> **Recorded data**
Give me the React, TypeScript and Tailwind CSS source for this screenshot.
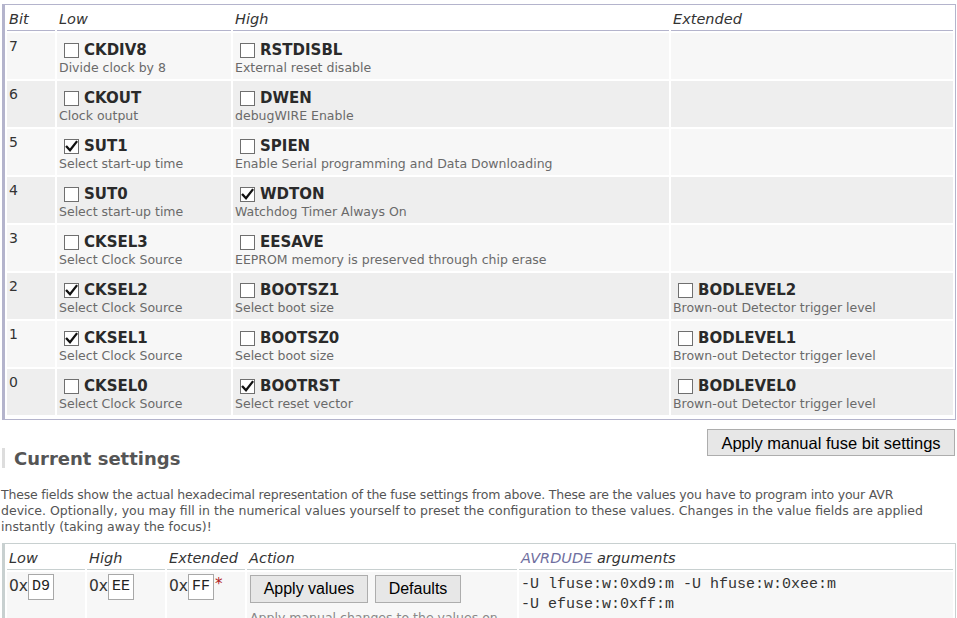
import React from "react";

type Fuse = { name: string; desc: string; checked: boolean } | null;

const rows: { bit: number; low: Fuse; high: Fuse; ext: Fuse }[] = [
  { bit: 7, low: { name: "CKDIV8", desc: "Divide clock by 8", checked: false }, high: { name: "RSTDISBL", desc: "External reset disable", checked: false }, ext: null },
  { bit: 6, low: { name: "CKOUT", desc: "Clock output", checked: false }, high: { name: "DWEN", desc: "debugWIRE Enable", checked: false }, ext: null },
  { bit: 5, low: { name: "SUT1", desc: "Select start-up time", checked: true }, high: { name: "SPIEN", desc: "Enable Serial programming and Data Downloading", checked: false }, ext: null },
  { bit: 4, low: { name: "SUT0", desc: "Select start-up time", checked: false }, high: { name: "WDTON", desc: "Watchdog Timer Always On", checked: true }, ext: null },
  { bit: 3, low: { name: "CKSEL3", desc: "Select Clock Source", checked: false }, high: { name: "EESAVE", desc: "EEPROM memory is preserved through chip erase", checked: false }, ext: null },
  { bit: 2, low: { name: "CKSEL2", desc: "Select Clock Source", checked: true }, high: { name: "BOOTSZ1", desc: "Select boot size", checked: false }, ext: { name: "BODLEVEL2", desc: "Brown-out Detector trigger level", checked: false } },
  { bit: 1, low: { name: "CKSEL1", desc: "Select Clock Source", checked: true }, high: { name: "BOOTSZ0", desc: "Select boot size", checked: false }, ext: { name: "BODLEVEL1", desc: "Brown-out Detector trigger level", checked: false } },
  { bit: 0, low: { name: "CKSEL0", desc: "Select Clock Source", checked: false }, high: { name: "BOOTRST", desc: "Select reset vector", checked: true }, ext: { name: "BODLEVEL0", desc: "Brown-out Detector trigger level", checked: false } },
];

function Check({ checked }: { checked: boolean }) {
  return (
    <span className="inline-flex w-[15px] h-[15px] border border-[#6f6f6f] bg-white items-center justify-center mr-[5px] relative top-[1px] shrink-0">
      {checked && (
        <svg width="13" height="13" viewBox="0 0 13 13">
          <path d="M1.8 6.8 L5 10.2 L11.4 2" fill="none" stroke="#111" strokeWidth="2.3" strokeLinecap="square" />
        </svg>
      )}
    </span>
  );
}

function FuseCell({ f, bg }: { f: Fuse; bg: string }) {
  return (
    <div className={`${bg} h-[46px] pl-[2px] pt-[6px]`}>
      {f && (
        <>
          <div className="flex items-center pl-[5px] h-[21px] text-[15px] font-bold text-[#2a2a2a] leading-[20px]">
            <Check checked={f.checked} />
            <span>{f.name}</span>
          </div>
          <div className="text-[12.5px] leading-[16px] text-[#6a6a6a]">{f.desc}</div>
        </>
      )}
    </div>
  );
}

export default function App() {
  return (
    <div className="h-[618px] overflow-hidden bg-white text-[#333]" style={{ fontFamily: '"DejaVu Sans", Verdana, sans-serif' }}>
      <div className="pt-[4px] pl-[2px] pr-[1px]">
        <div className="border-l-[3px] border-t border-r border-b border-[#b4b4cc] p-[2px] pb-[4px] grid grid-cols-[48px_174px_436px_1fr] gap-[2px]">
          {["Bit", "Low", "High", "Extended"].map((h) => (
            <div key={h} className="h-[24px] border-b border-[#b4b4cc] italic text-[14.5px] leading-[22px] pl-[2px] pt-[1px] text-[#333]">
              {h}
            </div>
          ))}
          {rows.map((r, i) => {
            const bg = i % 2 === 0 ? "bg-[#f7f7f7]" : "bg-[#eeeeee]";
            return (
              <React.Fragment key={r.bit}>
                <div className={`${bg} h-[46px] pl-[2px] pt-[3px] text-[14px] leading-[20px] text-[#333]`}>{r.bit}</div>
                <FuseCell f={r.low} bg={bg} />
                <FuseCell f={r.high} bg={bg} />
                <FuseCell f={r.ext} bg={bg} />
              </React.Fragment>
            );
          })}
        </div>

        <div className="flex justify-end mt-[9px] pr-[1px]">
          <button
            className="h-[27px] w-[248px] border border-[#adadad] bg-[#e7e7e7] text-[16.5px] leading-[20px] text-black"
            style={{ fontFamily: '"Liberation Sans", Arial, sans-serif' }}
          >
            Apply manual fuse bit settings
          </button>
        </div>
      </div>

      <div className="-mt-[8px] ml-[2px] border-l-[3px] border-[#dddddd] pl-[9px] h-[20px] flex items-center">
        <h2 className="text-[18px] font-bold text-[#555] leading-[20px] relative top-[1px]">Current settings</h2>
      </div>

      <p className="mt-[19px] text-[12.5px] leading-[16px] text-[#555] pl-[1px]">
        <span className="tracking-[-0.2px]">
          These fields show the actual hexadecimal representation of the fuse settings from above. These are the values you have to program into your AVR
        </span>
        <br />
        device. Optionally, you may fill in the numerical values yourself to preset the configuration to these values. Changes in the value fields are applied
        <br />
        instantly (taking away the focus)!
      </p>

      <div className="mt-[8px] ml-[2px] mr-[1px] border-l-[3px] border-t border-r border-[#c8d0d0] p-[2px] pb-0 grid grid-cols-[78px_78px_78px_270px_1fr] gap-[2px]">
        {["Low", "High", "Extended", "Action"].map((h) => (
          <div key={h} className="h-[24px] border-b border-[#c8d0d0] italic text-[14.5px] leading-[22px] pl-[2px] pt-[1px] text-[#333]">
            {h}
          </div>
        ))}
        <div className="h-[24px] border-b border-[#c8d0d0] italic text-[14.5px] leading-[22px] pl-[2px] pt-[1px] text-[#333]">
          <span className="text-[#6f6fa0]">AVRDUDE</span> arguments
        </div>

        {[
          { v: "D9", star: false },
          { v: "EE", star: false },
          { v: "FF", star: true },
        ].map((c) => (
          <div key={c.v} className="bg-[#f7f7f7] h-[60px] pl-[2px] pt-[2px] flex items-start">
            <span className="text-[15.5px] leading-[25px] text-[#333]">0x</span>
            <span
              className="inline-block w-[26px] h-[26px] border border-[#a8a8a8] bg-white text-[15px] leading-[24px] pl-[3px] text-[#222]"
              style={{ fontFamily: '"Liberation Mono", "Courier New", monospace' }}
            >
              {c.v}
            </span>
            {c.star && <span className="text-[#b02020] text-[15px] leading-[14px] ml-[1px] mt-[3px]">*</span>}
          </div>
        ))}
        <div className="bg-[#f7f7f7] h-[60px] pl-[3px] pt-[3px]">
          <div className="flex gap-[7px]" style={{ fontFamily: '"Liberation Sans", Arial, sans-serif' }}>
            <button className="h-[28px] w-[118px] border border-[#adadad] bg-[#e7e7e7] text-[16px] leading-[20px] text-black">Apply values</button>
            <button className="h-[28px] w-[86px] border border-[#adadad] bg-[#e7e7e7] text-[16px] leading-[20px] text-black">Defaults</button>
          </div>
          <div className="mt-[7px] text-[12.5px] leading-[16px] text-[#888]">Apply manual changes to the values on</div>
        </div>
        <div
          className="bg-[#f7f7f7] h-[60px] pl-[2px] pt-[3px] text-[15px] leading-[20px] text-[#333]"
          style={{ fontFamily: '"Liberation Mono", "Courier New", monospace' }}
        >
          <div>-U lfuse:w:0xd9:m -U hfuse:w:0xee:m</div>
          <div>-U efuse:w:0xff:m</div>
        </div>
      </div>
    </div>
  );
}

> **Directive**
Go through the listing above and quote it exactly, apart from its images.

> **Answer for the task**
Give me the React, TypeScript and Tailwind CSS source for this screenshot.
import React from "react";

type Fuse = { name: string; desc: string; checked: boolean } | null;

const rows: { bit: number; low: Fuse; high: Fuse; ext: Fuse }[] = [
  { bit: 7, low: { name: "CKDIV8", desc: "Divide clock by 8", checked: false }, high: { name: "RSTDISBL", desc: "External reset disable", checked: false }, ext: null },
  { bit: 6, low: { name: "CKOUT", desc: "Clock output", checked: false }, high: { name: "DWEN", desc: "debugWIRE Enable", checked: false }, ext: null },
  { bit: 5, low: { name: "SUT1", desc: "Select start-up time", checked: true }, high: { name: "SPIEN", desc: "Enable Serial programming and Data Downloading", checked: false }, ext: null },
  { bit: 4, low: { name: "SUT0", desc: "Select start-up time", checked: false }, high: { name: "WDTON", desc: "Watchdog Timer Always On", checked: true }, ext: null },
  { bit: 3, low: { name: "CKSEL3", desc: "Select Clock Source", checked: false }, high: { name: "EESAVE", desc: "EEPROM memory is preserved through chip erase", checked: false }, ext: null },
  { bit: 2, low: { name: "CKSEL2", desc: "Select Clock Source", checked: true }, high: { name: "BOOTSZ1", desc: "Select boot size", checked: false }, ext: { name: "BODLEVEL2", desc: "Brown-out Detector trigger level", checked: false } },
  { bit: 1, low: { name: "CKSEL1", desc: "Select Clock Source", checked: true }, high: { name: "BOOTSZ0", desc: "Select boot size", checked: false }, ext: { name: "BODLEVEL1", desc: "Brown-out Detector trigger level", checked: false } },
  { bit: 0, low: { name: "CKSEL0", desc: "Select Clock Source", checked: false }, high: { name: "BOOTRST", desc: "Select reset vector", checked: true }, ext: { name: "BODLEVEL0", desc: "Brown-out Detector trigger level", checked: false } },
];

function Check({ checked }: { checked: boolean }) {
  return (
    <span className="inline-flex w-[15px] h-[15px] border border-[#6f6f6f] bg-white items-center justify-center mr-[5px] relative top-[1px] shrink-0">
      {checked && (
        <svg width="13" height="13" viewBox="0 0 13 13">
          <path d="M1.8 6.8 L5 10.2 L11.4 2" fill="none" stroke="#111" strokeWidth="2.3" strokeLinecap="square" />
        </svg>
      )}
    </span>
  );
}

function FuseCell({ f, bg }: { f: Fuse; bg: string }) {
  return (
    <div className={`${bg} h-[46px] pl-[2px] pt-[6px]`}>
      {f && (
        <>
          <div className="flex items-center pl-[5px] h-[21px] text-[15px] font-bold text-[#2a2a2a] leading-[20px]">
            <Check checked={f.checked} />
            <span>{f.name}</span>
          </div>
          <div className="text-[12.5px] leading-[16px] text-[#6a6a6a]">{f.desc}</div>
        </>
      )}
    </div>
  );
}

export default function App() {
  return (
    <div className="h-[618px] overflow-hidden bg-white text-[#333]" style={{ fontFamily: '"DejaVu Sans", Verdana, sans-serif' }}>
      <div className="pt-[4px] pl-[2px] pr-[1px]">
        <div className="border-l-[3px] border-t border-r border-b border-[#b4b4cc] p-[2px] pb-[4px] grid grid-cols-[48px_174px_436px_1fr] gap-[2px]">
          {["Bit", "Low", "High", "Extended"].map((h) => (
            <div key={h} className="h-[24px] border-b border-[#b4b4cc] italic text-[14.5px] leading-[22px] pl-[2px] pt-[1px] text-[#333]">
              {h}
            </div>
          ))}
          {rows.map((r, i) => {
            const bg = i % 2 === 0 ? "bg-[#f7f7f7]" : "bg-[#eeeeee]";
            return (
              <React.Fragment key={r.bit}>
                <div className={`${bg} h-[46px] pl-[2px] pt-[3px] text-[14px] leading-[20px] text-[#333]`}>{r.bit}</div>
                <FuseCell f={r.low} bg={bg} />
                <FuseCell f={r.high} bg={bg} />
                <FuseCell f={r.ext} bg={bg} />
              </React.Fragment>
            );
          })}
        </div>

        <div className="flex justify-end mt-[9px] pr-[1px]">
          <button
            className="h-[27px] w-[248px] border border-[#adadad] bg-[#e7e7e7] text-[16.5px] leading-[20px] text-black"
            style={{ fontFamily: '"Liberation Sans", Arial, sans-serif' }}
          >
            Apply manual fuse bit settings
          </button>
        </div>
      </div>

      <div className="-mt-[8px] ml-[2px] border-l-[3px] border-[#dddddd] pl-[9px] h-[20px] flex items-center">
        <h2 className="text-[18px] font-bold text-[#555] leading-[20px] relative top-[1px]">Current settings</h2>
      </div>

      <p className="mt-[19px] text-[12.5px] leading-[16px] text-[#555] pl-[1px]">
        <span className="tracking-[-0.2px]">
          These fields show the actual hexadecimal representation of the fuse settings from above. These are the values you have to program into your AVR
        </span>
        <br />
        device. Optionally, you may fill in the numerical values yourself to preset the configuration to these values. Changes in the value fields are applied
        <br />
        instantly (taking away the focus)!
      </p>

      <div className="mt-[8px] ml-[2px] mr-[1px] border-l-[3px] border-t border-r border-[#c8d0d0] p-[2px] pb-0 grid grid-cols-[78px_78px_78px_270px_1fr] gap-[2px]">
        {["Low", "High", "Extended", "Action"].map((h) => (
          <div key={h} className="h-[24px] border-b border-[#c8d0d0] italic text-[14.5px] leading-[22px] pl-[2px] pt-[1px] text-[#333]">
            {h}
          </div>
        ))}
        <div className="h-[24px] border-b border-[#c8d0d0] italic text-[14.5px] leading-[22px] pl-[2px] pt-[1px] text-[#333]">
          <span className="text-[#6f6fa0]">AVRDUDE</span> arguments
        </div>

        {[
          { v: "D9", star: false },
          { v: "EE", star: false },
          { v: "FF", star: true },
        ].map((c) => (
          <div key={c.v} className="bg-[#f7f7f7] h-[60px] pl-[2px] pt-[2px] flex items-start">
            <span className="text-[15.5px] leading-[25px] text-[#333]">0x</span>
            <span
              className="inline-block w-[26px] h-[26px] border border-[#a8a8a8] bg-white text-[15px] leading-[24px] pl-[3px] text-[#222]"
              style={{ fontFamily: '"Liberation Mono", "Courier New", monospace' }}
            >
              {c.v}
            </span>
            {c.star && <span className="text-[#b02020] text-[15px] leading-[14px] ml-[1px] mt-[3px]">*</span>}
          </div>
        ))}
        <div className="bg-[#f7f7f7] h-[60px] pl-[3px] pt-[3px]">
          <div className="flex gap-[7px]" style={{ fontFamily: '"Liberation Sans", Arial, sans-serif' }}>
            <button className="h-[28px] w-[118px] border border-[#adadad] bg-[#e7e7e7] text-[16px] leading-[20px] text-black">Apply values</button>
            <button className="h-[28px] w-[86px] border border-[#adadad] bg-[#e7e7e7] text-[16px] leading-[20px] text-black">Defaults</button>
          </div>
          <div className="mt-[7px] text-[12.5px] leading-[16px] text-[#888]">Apply manual changes to the values on</div>
        </div>
        <div
          className="bg-[#f7f7f7] h-[60px] pl-[2px] pt-[3px] text-[15px] leading-[20px] text-[#333]"
          style={{ fontFamily: '"Liberation Mono", "Courier New", monospace' }}
        >
          <div>-U lfuse:w:0xd9:m -U hfuse:w:0xee:m</div>
          <div>-U efuse:w:0xff:m</div>
        </div>
      </div>
    </div>
  );
}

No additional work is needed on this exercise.